> _Rows from a dataset of pages and code_:
---
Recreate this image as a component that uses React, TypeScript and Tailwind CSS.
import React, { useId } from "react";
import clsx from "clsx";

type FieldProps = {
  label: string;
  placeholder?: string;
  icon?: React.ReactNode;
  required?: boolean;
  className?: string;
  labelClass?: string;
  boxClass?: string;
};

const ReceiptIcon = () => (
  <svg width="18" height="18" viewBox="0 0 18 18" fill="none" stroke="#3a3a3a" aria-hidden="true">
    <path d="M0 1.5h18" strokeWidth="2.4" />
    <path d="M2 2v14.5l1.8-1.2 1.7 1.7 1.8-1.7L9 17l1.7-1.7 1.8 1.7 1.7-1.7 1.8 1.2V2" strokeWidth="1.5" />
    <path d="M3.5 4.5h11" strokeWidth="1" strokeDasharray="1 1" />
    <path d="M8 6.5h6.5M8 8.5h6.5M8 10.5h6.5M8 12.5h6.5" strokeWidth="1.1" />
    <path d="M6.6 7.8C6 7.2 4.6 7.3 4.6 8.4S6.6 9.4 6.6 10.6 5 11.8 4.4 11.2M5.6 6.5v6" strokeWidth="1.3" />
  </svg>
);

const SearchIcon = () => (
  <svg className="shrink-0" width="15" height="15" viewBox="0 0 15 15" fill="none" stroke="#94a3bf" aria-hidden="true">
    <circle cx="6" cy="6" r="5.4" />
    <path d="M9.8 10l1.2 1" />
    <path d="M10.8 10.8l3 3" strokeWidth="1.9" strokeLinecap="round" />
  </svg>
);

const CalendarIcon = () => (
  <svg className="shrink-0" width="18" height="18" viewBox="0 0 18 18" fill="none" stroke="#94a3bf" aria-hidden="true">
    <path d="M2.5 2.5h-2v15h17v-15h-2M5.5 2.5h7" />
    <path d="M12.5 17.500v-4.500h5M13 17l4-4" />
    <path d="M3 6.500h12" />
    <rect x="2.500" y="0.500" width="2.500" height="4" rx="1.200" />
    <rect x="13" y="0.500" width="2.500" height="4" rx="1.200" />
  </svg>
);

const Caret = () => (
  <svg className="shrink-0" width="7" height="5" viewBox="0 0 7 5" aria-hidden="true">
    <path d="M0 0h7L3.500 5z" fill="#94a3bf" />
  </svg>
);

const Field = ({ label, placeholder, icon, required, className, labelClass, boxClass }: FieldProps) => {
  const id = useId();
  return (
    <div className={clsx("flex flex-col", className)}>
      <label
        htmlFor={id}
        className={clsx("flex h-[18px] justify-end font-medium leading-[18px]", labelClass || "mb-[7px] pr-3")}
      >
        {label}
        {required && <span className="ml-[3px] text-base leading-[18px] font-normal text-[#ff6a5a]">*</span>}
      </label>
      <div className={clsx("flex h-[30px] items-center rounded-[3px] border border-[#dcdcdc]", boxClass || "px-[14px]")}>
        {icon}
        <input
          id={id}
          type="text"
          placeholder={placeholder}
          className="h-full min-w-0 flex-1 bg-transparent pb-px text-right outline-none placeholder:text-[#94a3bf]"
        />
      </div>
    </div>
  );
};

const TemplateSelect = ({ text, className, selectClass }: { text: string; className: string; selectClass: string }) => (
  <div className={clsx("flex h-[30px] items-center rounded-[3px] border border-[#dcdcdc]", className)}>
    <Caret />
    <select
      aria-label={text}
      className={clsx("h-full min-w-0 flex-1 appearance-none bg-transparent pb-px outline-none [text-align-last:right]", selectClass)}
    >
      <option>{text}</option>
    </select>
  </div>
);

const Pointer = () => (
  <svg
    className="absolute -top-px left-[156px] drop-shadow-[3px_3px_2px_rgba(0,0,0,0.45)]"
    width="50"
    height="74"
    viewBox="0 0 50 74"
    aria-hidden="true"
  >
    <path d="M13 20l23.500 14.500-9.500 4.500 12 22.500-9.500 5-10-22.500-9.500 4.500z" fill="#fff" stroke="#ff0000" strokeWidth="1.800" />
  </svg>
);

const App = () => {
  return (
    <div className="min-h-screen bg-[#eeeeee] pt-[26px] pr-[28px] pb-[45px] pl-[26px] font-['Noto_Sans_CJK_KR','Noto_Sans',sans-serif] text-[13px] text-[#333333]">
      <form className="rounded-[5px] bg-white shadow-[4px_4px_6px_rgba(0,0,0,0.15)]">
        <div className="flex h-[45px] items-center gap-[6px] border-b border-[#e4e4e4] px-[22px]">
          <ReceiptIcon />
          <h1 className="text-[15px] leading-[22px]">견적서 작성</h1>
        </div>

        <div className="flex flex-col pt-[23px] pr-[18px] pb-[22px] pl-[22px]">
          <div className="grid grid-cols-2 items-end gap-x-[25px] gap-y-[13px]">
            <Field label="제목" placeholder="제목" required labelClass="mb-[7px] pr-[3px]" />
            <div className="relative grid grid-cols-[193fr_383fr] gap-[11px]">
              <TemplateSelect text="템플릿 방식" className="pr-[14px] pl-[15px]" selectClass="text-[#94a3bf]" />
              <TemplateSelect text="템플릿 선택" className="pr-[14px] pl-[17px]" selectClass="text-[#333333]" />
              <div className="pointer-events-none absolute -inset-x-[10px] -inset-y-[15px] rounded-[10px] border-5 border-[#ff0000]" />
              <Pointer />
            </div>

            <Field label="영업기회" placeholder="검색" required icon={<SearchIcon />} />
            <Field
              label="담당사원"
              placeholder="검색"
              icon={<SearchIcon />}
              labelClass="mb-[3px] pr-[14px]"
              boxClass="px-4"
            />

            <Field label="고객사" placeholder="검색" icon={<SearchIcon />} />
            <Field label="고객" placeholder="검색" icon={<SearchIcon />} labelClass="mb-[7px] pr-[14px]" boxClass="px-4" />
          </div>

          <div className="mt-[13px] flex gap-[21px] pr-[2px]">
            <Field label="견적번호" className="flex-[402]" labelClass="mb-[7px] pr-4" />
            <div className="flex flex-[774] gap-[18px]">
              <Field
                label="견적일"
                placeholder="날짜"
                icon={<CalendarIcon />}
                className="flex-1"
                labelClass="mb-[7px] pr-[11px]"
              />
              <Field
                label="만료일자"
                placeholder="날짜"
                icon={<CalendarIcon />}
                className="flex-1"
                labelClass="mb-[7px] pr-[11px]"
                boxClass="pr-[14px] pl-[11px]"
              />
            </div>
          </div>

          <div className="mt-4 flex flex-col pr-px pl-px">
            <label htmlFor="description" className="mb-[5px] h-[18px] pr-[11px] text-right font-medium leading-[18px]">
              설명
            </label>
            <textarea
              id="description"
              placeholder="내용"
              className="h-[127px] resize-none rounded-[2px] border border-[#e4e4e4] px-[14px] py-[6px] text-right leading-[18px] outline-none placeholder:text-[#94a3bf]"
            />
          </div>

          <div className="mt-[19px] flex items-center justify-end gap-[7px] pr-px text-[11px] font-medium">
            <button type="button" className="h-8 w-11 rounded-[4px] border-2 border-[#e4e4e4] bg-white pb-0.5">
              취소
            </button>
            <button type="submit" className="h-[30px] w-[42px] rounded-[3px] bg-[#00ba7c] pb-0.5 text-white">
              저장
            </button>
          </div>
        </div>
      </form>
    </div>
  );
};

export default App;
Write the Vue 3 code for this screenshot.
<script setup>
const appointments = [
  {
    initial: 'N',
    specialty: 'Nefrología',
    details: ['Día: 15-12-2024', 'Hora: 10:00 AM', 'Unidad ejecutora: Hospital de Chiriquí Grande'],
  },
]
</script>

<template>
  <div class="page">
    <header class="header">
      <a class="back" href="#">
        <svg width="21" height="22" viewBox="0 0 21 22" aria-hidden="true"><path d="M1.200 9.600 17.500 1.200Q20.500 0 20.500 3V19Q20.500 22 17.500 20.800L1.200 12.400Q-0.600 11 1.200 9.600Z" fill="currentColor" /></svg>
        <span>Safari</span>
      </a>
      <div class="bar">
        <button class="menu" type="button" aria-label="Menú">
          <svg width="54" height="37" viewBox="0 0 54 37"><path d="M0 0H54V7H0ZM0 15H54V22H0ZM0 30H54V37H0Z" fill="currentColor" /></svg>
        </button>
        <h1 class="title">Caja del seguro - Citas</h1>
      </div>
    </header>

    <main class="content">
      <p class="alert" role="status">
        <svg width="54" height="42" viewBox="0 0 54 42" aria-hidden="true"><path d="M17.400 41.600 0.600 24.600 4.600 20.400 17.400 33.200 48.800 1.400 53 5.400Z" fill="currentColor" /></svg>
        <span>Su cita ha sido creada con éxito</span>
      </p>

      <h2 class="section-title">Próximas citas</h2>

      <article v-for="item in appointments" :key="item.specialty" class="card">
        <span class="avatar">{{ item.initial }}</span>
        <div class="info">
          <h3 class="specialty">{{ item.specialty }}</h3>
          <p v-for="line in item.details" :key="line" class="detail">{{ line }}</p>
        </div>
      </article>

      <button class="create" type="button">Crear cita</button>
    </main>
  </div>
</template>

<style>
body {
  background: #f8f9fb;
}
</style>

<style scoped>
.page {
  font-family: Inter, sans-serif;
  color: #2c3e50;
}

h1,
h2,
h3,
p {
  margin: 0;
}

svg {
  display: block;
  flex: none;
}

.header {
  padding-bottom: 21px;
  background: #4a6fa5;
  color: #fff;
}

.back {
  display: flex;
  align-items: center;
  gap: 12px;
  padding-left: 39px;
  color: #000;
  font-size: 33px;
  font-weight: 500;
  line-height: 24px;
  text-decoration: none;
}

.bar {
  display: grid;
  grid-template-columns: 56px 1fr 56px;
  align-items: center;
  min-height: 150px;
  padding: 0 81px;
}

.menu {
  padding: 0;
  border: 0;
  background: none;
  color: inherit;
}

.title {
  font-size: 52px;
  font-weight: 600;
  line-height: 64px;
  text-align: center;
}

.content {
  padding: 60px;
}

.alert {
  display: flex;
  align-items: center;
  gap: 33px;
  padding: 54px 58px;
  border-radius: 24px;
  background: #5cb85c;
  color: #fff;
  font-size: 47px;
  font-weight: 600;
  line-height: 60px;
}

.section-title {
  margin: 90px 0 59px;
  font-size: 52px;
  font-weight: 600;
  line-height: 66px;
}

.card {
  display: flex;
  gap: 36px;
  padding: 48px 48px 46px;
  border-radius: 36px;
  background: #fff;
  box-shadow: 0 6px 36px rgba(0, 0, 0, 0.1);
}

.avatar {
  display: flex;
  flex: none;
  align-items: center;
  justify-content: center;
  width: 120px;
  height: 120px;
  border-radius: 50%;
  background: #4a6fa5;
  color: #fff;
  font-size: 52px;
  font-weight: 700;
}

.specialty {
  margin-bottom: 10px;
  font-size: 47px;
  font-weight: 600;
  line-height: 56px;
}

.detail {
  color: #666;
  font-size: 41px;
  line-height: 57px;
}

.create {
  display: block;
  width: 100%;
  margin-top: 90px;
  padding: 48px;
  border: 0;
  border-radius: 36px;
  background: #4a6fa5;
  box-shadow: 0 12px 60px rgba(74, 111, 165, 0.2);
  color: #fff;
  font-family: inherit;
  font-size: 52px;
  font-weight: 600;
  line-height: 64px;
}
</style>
---
> _What to produce_: Take every line containing the word "React" and copy it.

> _Output below_:
Recreate this image as a component that uses React, TypeScript and Tailwind CSS.
import React, { useId } from "react";
  icon?: React.ReactNode;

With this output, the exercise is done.